If so, then detaching the pred tensor would be wrong since you are cutting the computation graph and the model would never get any gradients from this loss.
I would also assume that the backward() call would fail as the loss would not be attached to any computation graph.

I assume preds is the model output and you would like to call backward() on the final loss to calculate the gradients for the parameters in the model.

Your assumption is totally right

If so, then detaching the pred tensor would be wrong since you are cutting the computation graph and the model would never get any gradients from this loss.

Any suggestion how I could implement this behaviour without cutting the computation graph so the model would get the gradients from this loss?

I would also assume that the backward() call would fail as the loss would not be attached to any computation graph.
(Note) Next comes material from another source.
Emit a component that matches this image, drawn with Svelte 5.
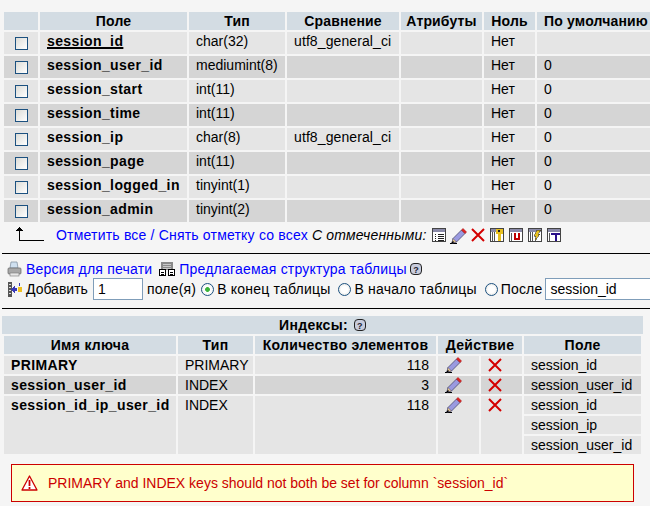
<script>
    const fields = [
        { name: 'session_id', type: 'char(32)', coll: 'utf8_general_ci', def: '', key: true },
        { name: 'session_user_id', type: 'mediumint(8)', coll: '', def: '0' },
        { name: 'session_start', type: 'int(11)', coll: '', def: '0' },
        { name: 'session_time', type: 'int(11)', coll: '', def: '0' },
        { name: 'session_ip', type: 'char(8)', coll: 'utf8_general_ci', def: '0' },
        { name: 'session_page', type: 'int(11)', coll: '', def: '0' },
        { name: 'session_logged_in', type: 'tinyint(1)', coll: '', def: '0' },
        { name: 'session_admin', type: 'tinyint(2)', coll: '', def: '0' },
    ];
</script>

{#snippet pencil()}
    <svg class="ico" width="17" height="16" viewBox="0 0 17 16">
        <path d="M0 15.500h7" stroke="#000" stroke-width="1"/>
        <path d="M3 10.500 11.500 2l3.500 3.500L6.500 14 2 15z" fill="#9a9ae0" stroke="#4a4a70" stroke-width=".8"/>
        <path d="M3 10.500l3.500 3.500L2 15z" fill="#e8c890" stroke="#4a4a70" stroke-width=".5"/>
        <path d="M2 15l1.500-1.500" stroke="#000" stroke-width="1.500"/>
        <path d="M11.500 2l1.500-1.500 3.500 3.500L15 5.500z" fill="#e82020" stroke="#a01010" stroke-width=".6"/>
    </svg>
{/snippet}

{#snippet cross()}
    <svg class="ico" width="14" height="14" viewBox="0 0 14 14">
        <path d="M1 1 13 13M13 1 1 13" stroke="#d40000" stroke-width="2"/>
    </svg>
{/snippet}

{#snippet help()}
    <svg class="ico" width="12" height="12" viewBox="0 0 12 12">
        <rect x=".5" y=".5" width="11" height="11" rx="3.500" fill="#c8ccdc" stroke="#222"/>
        <text x="6" y="9.500" font-size="9" font-weight="bold" text-anchor="middle" fill="#223">?</text>
    </svg>
{/snippet}

{#snippet tableicon(kind)}
    <svg class="ico" width="14" height="14" viewBox="0 0 14 14" shape-rendering="crispEdges">
        <rect x=".5" y=".5" width="13" height="13" fill="#fff" stroke="#444"/>
        <rect x="1" y="1" width="12" height="3" fill="#8a8aa8"/>
        {#if kind === 'list'}
            <path d="M3 6h1M3 8h1M3 10h1M3 12h1M5.500 6h6M5.500 8h6M5.500 10h6M5.500 12h6" stroke="#222"/>
        {:else if kind === 'key'}
            <path d="M2 4v9M4 4v9" stroke="#555"/>
            <rect x="6" y="1" width="7" height="5" fill="#e8c020"/>
            <rect x="8" y="5" width="3" height="8" fill="#e8c020"/>
            <rect x="8" y="2" width="2" height="2" fill="#222"/>
        {:else if kind === 'unique'}
            <path d="M2 5v8" stroke="#555"/>
            <path d="M5 5h2v5h2V5h2v7H5z" fill="#c00000"/>
        {:else if kind === 'fulltext'}
            <path d="M2 4v9M4 4v9" stroke="#555"/>
            <path d="M9 2h4l-3 4h2l-5 7 1-5H6z" fill="#e8c020" stroke="#222" stroke-width=".5"/>
        {:else}
            <path d="M2 5v8" stroke="#555"/>
            <path d="M4 5h9v2h-3v6H8V7H4z" fill="#2a108a"/>
        {/if}
    </svg>
{/snippet}

<div class="page">
    <table class="fields">
        <colgroup>
            <col style="width:34px" /><col style="width:147px" /><col style="width:96px" /><col style="width:112px" />
            <col style="width:81px" /><col style="width:51px" /><col style="width:118px" />
        </colgroup>
        <thead>
            <tr>
                <th></th>
                <th>Поле</th>
                <th>Тип</th>
                <th>Сравнение</th>
                <th>Атрибуты</th>
                <th>Ноль</th>
                <th>По умолчанию</th>
            </tr>
        </thead>
        <tbody>
            {#each fields as f, i}
                <tr class={i % 2 ? 'even' : 'odd'}>
                    <td class="check"><input type="checkbox" class="box" /></td>
                    <td class="name" class:key={f.key}>{f.name}</td>
                    <td>{f.type}</td>
                    <td class="coll">{f.coll}</td>
                    <td></td>
                    <td>Нет</td>
                    <td>{f.def}</td>
                </tr>
            {/each}
        </tbody>
    </table>

    <div class="checkall">
        <svg class="arrow" width="29" height="16" viewBox="0 0 29 16" shape-rendering="crispEdges">
            <path d="M4 1h1v1h1v1h1v1h1v1H1V4h1V3h1V2h1z" fill="#000"/>
            <path d="M4 5h1v9h24v1H4z" fill="#000"/>
        </svg>
        <a class="lnk" href="#all">Отметить все</a>
        <span class="slash">/</span>
        <a class="lnk" href="#none">Снять отметку со всех</a>
        <em>С отмеченными:</em>
        <span class="actions">
            {@render tableicon('list')}
            {@render pencil()}
            {@render cross()}
            {@render tableicon('key')}
            {@render tableicon('unique')}
            {@render tableicon('fulltext')}
            {@render tableicon('text')}
        </span>
    </div>

    <hr />

    <div class="tools">
        <div class="row">
            <svg class="ico printer" width="15" height="16" viewBox="0 0 15 16">
                <path d="M4 1h6l1 6H3z" fill="#cfe0f0" stroke="#7a8a9a" stroke-width=".7"/>
                <rect x="1" y="7" width="13" height="6" rx="1" fill="#a8a8a8" stroke="#666" stroke-width=".7"/>
                <rect x="3" y="12" width="9" height="3" fill="#e8e8e8" stroke="#777" stroke-width=".6"/>
            </svg>
            <a class="lnk" href="#print">Версия для печати</a>
            <svg class="ico propose" width="16" height="14" viewBox="0 0 16 14" shape-rendering="crispEdges">
                <rect x="2" y="0" width="12" height="8" fill="#8a8a8a"/>
                <path d="M4 2h8M4 4h8M4 6h8" stroke="#c8c8c8"/>
                <rect x=".5" y="7.500" width="6" height="6" fill="#fff" stroke="#000"/>
                <rect x="9.500" y="7.500" width="6" height="6" fill="#fff" stroke="#000"/>
                <path d="M2 10h3M11 10h3M2 12h3M11 12h3" stroke="#000"/>
            </svg>
            <a class="lnk" href="#propose">Предлагаемая структура таблицы</a>
            <span class="helpwrap">{@render help()}</span>
        </div>
        <div class="row addrow">
            <svg class="ico addfield" width="15" height="15" viewBox="0 0 15 15" shape-rendering="crispEdges">
                <path d="M1 0h4v15H1z" fill="#555"/>
                <path d="M2 2h2M2 5h2M2 8h2M2 11h2" stroke="#ddd"/>
                <path d="M4 7l4-4v3h2v3H8v3z" fill="#3a3ab8"/>
                <rect x="11" y="5" width="4" height="5" fill="#f0c020"/>
                <rect x="12" y="1" width="1" height="3" fill="#3a3ab8"/>
            </svg>
            <label class="addlabel" for="num">Добавить</label>
            <input id="num" class="txt num" type="text" value="1" />
            <span class="unit">поле(я)</span>
            <label class="pos"><input type="radio" name="where" class="radio" checked />В конец таблицы</label>
            <label class="pos"><input type="radio" name="where" class="radio" />В начало таблицы</label>
            <label class="pos"><input type="radio" name="where" class="radio" />После</label>
            <input class="txt after" type="text" value="session_id" />
        </div>
    </div>

    <hr />

    <div class="indexhead">Индексы: <span class="helpwrap">{@render help()}</span></div>
    <table class="indexes">
        <colgroup>
            <col style="width:172px" /><col style="width:75px" /><col style="width:181px" />
            <col style="width:41px" /><col style="width:41px" /><col style="width:117px" />
        </colgroup>
        <thead>
            <tr>
                <th>Имя ключа</th>
                <th>Тип</th>
                <th>Количество элементов</th>
                <th colspan="2">Действие</th>
                <th>Поле</th>
            </tr>
        </thead>
        <tbody>
            <tr class="odd">
                <td class="name">PRIMARY</td>
                <td>PRIMARY</td>
                <td class="num-cell">118</td>
                <td class="act">{@render pencil()}</td>
                <td class="act del">{@render cross()}</td>
                <td>session_id</td>
            </tr>
            <tr class="even">
                <td class="name">session_user_id</td>
                <td>INDEX</td>
                <td class="num-cell">3</td>
                <td class="act">{@render pencil()}</td>
                <td class="act del">{@render cross()}</td>
                <td>session_user_id</td>
            </tr>
            <tr class="odd">
                <td class="name" rowspan="3">session_id_ip_user_id</td>
                <td rowspan="3">INDEX</td>
                <td class="num-cell" rowspan="3">118</td>
                <td class="act" rowspan="3">{@render pencil()}</td>
                <td class="act del" rowspan="3">{@render cross()}</td>
                <td>session_id</td>
            </tr>
            <tr class="odd"><td>session_ip</td></tr>
            <tr class="odd"><td>session_user_id</td></tr>
        </tbody>
    </table>

    <div class="warning">
        <svg class="ico" width="17" height="16" viewBox="0 0 17 16">
            <path d="M8.500 1 16 15H1z" fill="#fff" stroke="#cc0000" stroke-width="1.300" stroke-linejoin="round"/>
            <path d="M8.500 5v6M8.500 12v2" stroke="#cc0000" stroke-width="1.800"/>
        </svg>
        <span>PRIMARY and INDEX keys should not both be set for column `session_id`</span>
    </div>
</div>

<style>
    :global(body) {
        margin: 0;
        background: #f5f5f5;
    }

    .page {
        width: 650px;
        height: 506px;
        overflow: hidden;
        padding-top: 10px;
        box-sizing: border-box;
        font-family: "Liberation Sans", Arial, sans-serif;
        font-size: 14px;
        color: #000;
    }

    table {
        table-layout: fixed;
        border-collapse: separate;
        border-spacing: 2px;
        margin-left: 2px;
    }

    .fields {
        width: 655px;
    }

    .indexes {
        width: 641px;
    }

    th {
        background: #d3dce3;
        height: 18px;
        padding: 0;
        font-weight: bold;
        text-align: center;
        white-space: nowrap;
        letter-spacing: 0.15px;
    }

    .indexes th {
        letter-spacing: 0.3px;
    }

    td {
        box-sizing: border-box;
        padding: 0 7px;
        vertical-align: top;
        white-space: nowrap;
        line-height: 18px;
    }

    .fields td {
        height: 22px;
    }

    .indexes td {
        height: 18px;
    }

    .odd td {
        background: #e5e5e5;
    }

    .even td {
        background: #d5d5d5;
    }

    .name {
        font-weight: bold;
        letter-spacing: 0.4px;
    }

    .coll {
        letter-spacing: 0.1px;
    }

    .key {
        text-decoration: underline;
        text-decoration-thickness: 2px;
    }

    .fields .check {
        padding: 5px 0 0 11px;
    }

    .box {
        appearance: none;
        display: block;
        width: 13px;
        height: 13px;
        margin: 0;
        border: 1px solid #1c5180;
        box-sizing: border-box;
        background: linear-gradient(135deg, #dcdcd7, #fff);
    }

    .checkall {
        display: flex;
        align-items: flex-start;
        height: 29px;
        padding-left: 15px;
        line-height: 16px;
        letter-spacing: 0.2px;
    }

    .arrow {
        margin: 2px 12px 0 0;
    }

    .checkall .lnk, .slash, .checkall em {
        margin-top: 3px;
    }

    .slash {
        margin-left: 4px;
        margin-right: 4px;
        color: #00f;
    }

    .checkall em {
        margin-left: 4px;
    }

    .actions {
        display: flex;
        gap: 5px;
        margin: 4px 0 0 5px;
    }

    .actions :global(svg:nth-child(2)) {
        margin-left: -1px;
        margin-right: -1px;
    }

    .lnk {
        color: #00f;
        text-decoration: none;
    }

    .ico {
        display: block;
        flex: none;
    }

    hr {
        margin: 0 0 0 2px;
        border: none;
        border-top: 1px solid #000;
        height: 0;
    }

    .tools {
        height: 54px;
        box-sizing: border-box;
        padding: 5px 0 0 7px;
        letter-spacing: 0.2px;
    }

    .row {
        display: flex;
        align-items: center;
        height: 19px;
        white-space: nowrap;
    }

    .printer {
        margin-right: 4px;
    }

    .propose {
        margin: 0 4px 0 7px;
    }

    .helpwrap {
        display: inline-block;
        margin-left: 3px;
    }

    .addrow {
        height: 22px;
    }

    .addfield {
        margin-right: 4px;
    }

    .addlabel {
        letter-spacing: 0;
    }

    .txt {
        height: 22px;
        box-sizing: border-box;
        border: 1px solid #7f9db9;
        background: #fff;
        padding: 0 4px;
        margin: 0;
        font: inherit;
        color: #000;
    }

    .num {
        width: 50px;
        margin-left: 5px;
    }

    .unit {
        margin: 0 5px 0 4px;
    }

    .pos {
        display: flex;
        align-items: center;
        margin-right: 8px;
    }

    .radio {
        appearance: none;
        width: 13px;
        height: 13px;
        margin: 0 3px 0 0;
        box-sizing: border-box;
        border: 1px solid #1c5180;
        border-radius: 50%;
        background: radial-gradient(circle, #fff 40%, #dcdcd7);
    }

    .radio:checked {
        background: radial-gradient(circle, #3cb43c 0, #3cb43c 27%, #fff 33%, #eee);
    }

    .after {
        width: 120px;
        margin-left: -5px;
    }

    .indexhead {
        display: flex;
        align-items: center;
        justify-content: center;
        width: 641px;
        height: 18px;
        margin: 7px 0 0 2px;
        background: #d3dce3;
        font-weight: bold;
        box-sizing: border-box;
        letter-spacing: 0.3px;
    }

    .indexhead .helpwrap {
        margin-left: 6px;
    }

    .num-cell {
        text-align: right;
    }

    .indexes .act {
        padding: 1px 0 0 7px;
    }

    .indexes .del {
        padding-top: 2px;
    }

    .warning {
        display: flex;
        align-items: center;
        gap: 10px;
        width: 623px;
        height: 38px;
        box-sizing: border-box;
        margin: 8px 0 0 11px;
        padding-left: 9px;
        border: 1px solid #cc0000;
        background: #ffffcc;
        color: #cc0000;
    }
</style>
The call itself does not return an error but if I don’t .detach().clone() I’ll start getting nan loss after a few epoch (not happening with the current implementation but as I imagined, it’s conceptually wrong).

Thanks in advance.

Not calling detach() would be the right approach and we should try to narrow down where the NaN values are coming from. Are you seeing the NaNs already in the model output (or any intermediate activations) or only after the loss calculation?

If I don’t call detach, after a few epoch, ‘preds_original’ tensor in ‘rank_corr’ function will be the first full NaN tensor. After that and for the following iterations, even the output of the model will be a full NaN tensor. I’m a bit lost on the reason why. Here is the training loop, pretty simple:

def train(model, optimizer, full_train_df, feature_names, target_names, batch_id_list):
    train_df = full_train_df.copy() 
    for epoch in range(5000):
        batch_count = 0
        acc_loss_train = 0
        for batch in batch_id_list:
            features = (torch.tensor(train_df[train_df.group_id == batch].filter(items=feature_names).values)).cuda()
            targets = (torch.tensor(train_df[train_df.group_id == batch].filter(items=target_names).values)).cuda()
            optimizer.zero_grad()
            model.train()
            outputs = model(features)
            loss = custom_loss(outputs, targets)
            acc_loss_train += loss       
            loss.backward()
            optimizer.step()
            batch_count += 1

        loss_train = acc_loss_train / batch_count      
        if epoch % 5 == 0:
            print(f'Epoch: {epoch}; Loss train: {loss_train.data.item()}')

Removing the .detach() worked. I had an issue creating a middle layer of the NN that was generating de NaNs.

Thanks for pointing to that possibility!

Good to hear it’s working now! :slight_smile: